Enquanto saboreava o fumo do cachimbo fui folheando, aleatoriamente, o livro fixando-me nos sublinhados e anotações da leitora. Progressivamente as frases sublinhadas, os parágrafos assinalados e as anotações foram-me despertando a curiosidade. Um livro em que o leitor assinala factos, ideias e anota as suas críticas revela muito do que pensa e sente esse leitor e foi o que quase inconscientemente eu me pus a fazer naquele lugar perdido nas matas da Guine, a tentar penetrar no pensamento e nos sentimentos daquela leitora.

Senti, nessa ocasião, uma espécie de sentimento de solidariedade por alguém, que combatia do outro lado, mas com quem possivelmente partilharia alguns pensamentos e sonhos de um mundo mais justo, mais livre, mais igual e solidário. Hoje, quando esses sonhos, os dela e meus, se encontram nos nossos países e no mundo, em grande parte frustrados e traídos, volto a sentir a saudade e a nostalgia daqueles anos, em que eramos jovens e idealistas e em que, apesar da guerra, acreditava que viríamos a viver num tempo e num mundo melhores.

Perdi um pouco a noção do tempo. Enchi novamente de tabaco o cachimbo e continuei a procurar e tentar perceber os sublinhados do livro e penetrar no pensamento da leitora.

Ao fim de algum tempo, o Destacamento acabara por assumir o hábito de que as pausas que fazíamos correspondiam, mais ou menos, ao tempo de uma cachimbada. É o oficial, comandante do grupo de combate que seguia na frente que, apercebendo-se que a pausa estava a ser mais longa do que o costume, me pergunta por rádio se seguimos caminho, ou montamos uma emboscada naquela posição. Terminamos a pausa e caminhamos de regresso a Ganjauara.

Uns dias mais tarde, vim a saber que a dona do livro era, provavelmente, a comissária política responsável pela organização das mulheres naquela região.

Guardei o livro e a fotografia no quarto que tinha atribuído nas Instalações Navais de Bissau, juntamente com alguns objectos que ia recolhendo nas operações ou comprando nas localidades por onde ia passando, a que atribuía alguma qualidade artística ou valor histórico.

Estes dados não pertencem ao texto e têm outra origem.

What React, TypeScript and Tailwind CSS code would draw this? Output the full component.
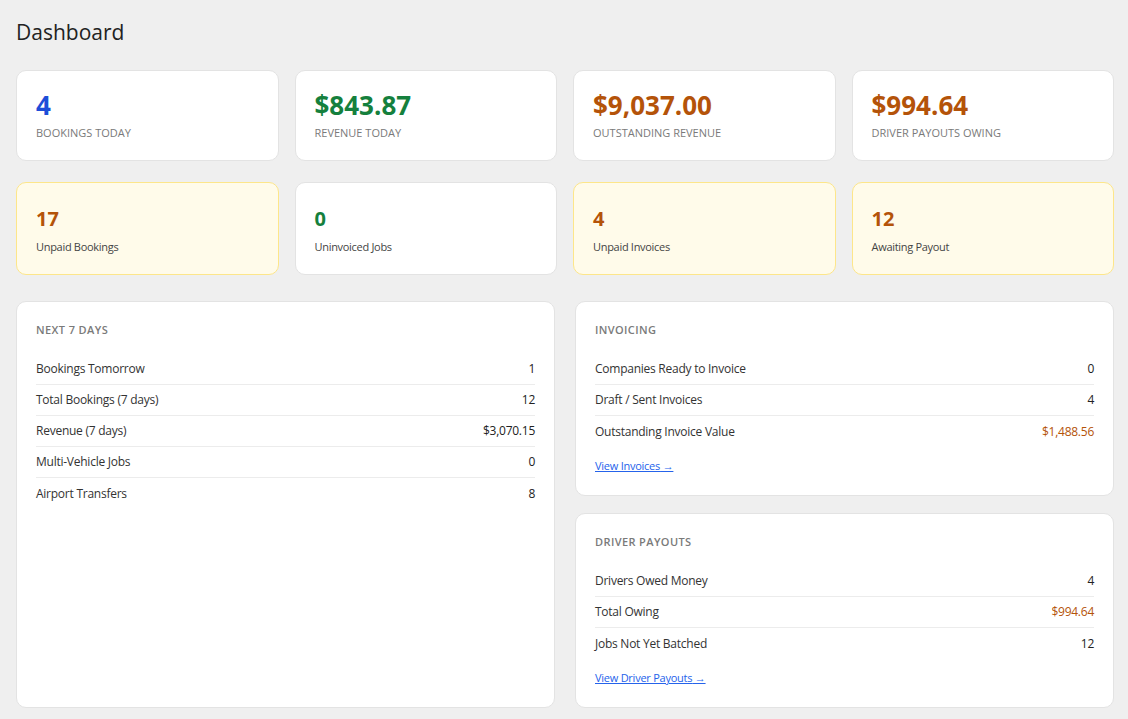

Quando regressei a Bissau, poucos dias antes do fim da comissão, deparei-me com o meu quarto devassado e quase vazio.  Alguém tinha conseguido entrar e retirar tudo aquilo que lá guardava, incluindo mesmo alguma roupa civil e militar. 

Regressei a Lisboa, depois de 21 meses na Guiné, com algumas fardas, alguma roupa civil e algum artesanato e peças de panos africanos que à última hora fui comprar nas lojas locais para oferecer à minha mulher. Mas restaram muitas memórias e, bem inscrita, a de uma mulher, cujo nome esqueci, que combatia do outro lado e que andava a ler um livro que também fez parte das minhas leituras.

3 comentários:

O José Cruz disse...

Parabéns Ferreira da Silva. Mais uma excelente história, esta não humorística mas das que fazem pensar e muito, das decisões dos que mandam aos actos dos que têm de obedecer.
Uma das características dos militares é a obediência aos seus superiores. Mas também sabem pensar.

O Jorge Lourenço Goncalves disse...

Muito bom! Descobrimos mais um escritor no OC! Continua "Selva". Grande abraço

O Luís Silva Nunes disse...

Mais uma instrutiva narrativa ... felicito o autor!